JASMINE TOGO-BRISBY
Jasmine Togo-Brisby is a fourth-generation Australian South Sea Islander whose research-driven practice examines the historical practice of ‘blackbirding’, which is a romanticised colloquialism for the Pacific slave trade.
In Copper Archipelago 2024, the artist affirms her maternal lineage to ‘Granny’ (her great-great-grandmother) who was kidnapped from Vanuatu at the age of eight and enslaved as a house servant in 1899 for the Sydney-based Wunderlich family, renowned for the manufacture of pressed-tin ceiling panels. By bringing this familiar kind of decorative ceiling, which viewers may associate with their own home, together with the arresting form of a ship’s outer edge, Togo-Brisby speaks to her own feeling for ships as a ‘homeland’ for her dislocated and dispersed people. The artist appropriates patterns usually found on Wunderlich ceilings and adds a vernacular of charged motifs that speak to her family’s history, including relief portraits of her mother, daughter and self. Shiny Wunderlich copper tiles frame each portrait, creating a dazzling effect.
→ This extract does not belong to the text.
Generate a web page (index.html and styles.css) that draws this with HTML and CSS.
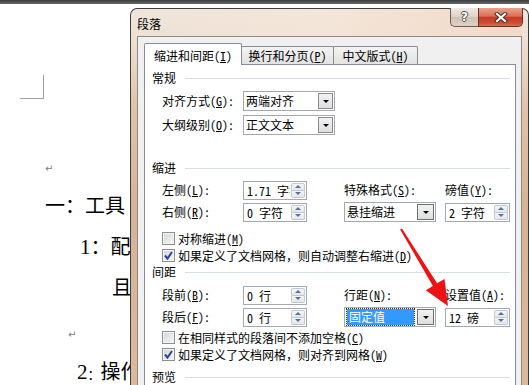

Visitors’ experience of this ceiling is inspired by that of Pacific peoples lured onto slave boats with bright trinkets. Installed in a relatively confined gallery space, Copper Archipelago requires visitors to look up to experience the work. This act replicates that of Pacific peoples enslaved in the holds of ships on three-month journeys across the Pacific, where they had no choice but to lie down, looking up at the underside of the deck.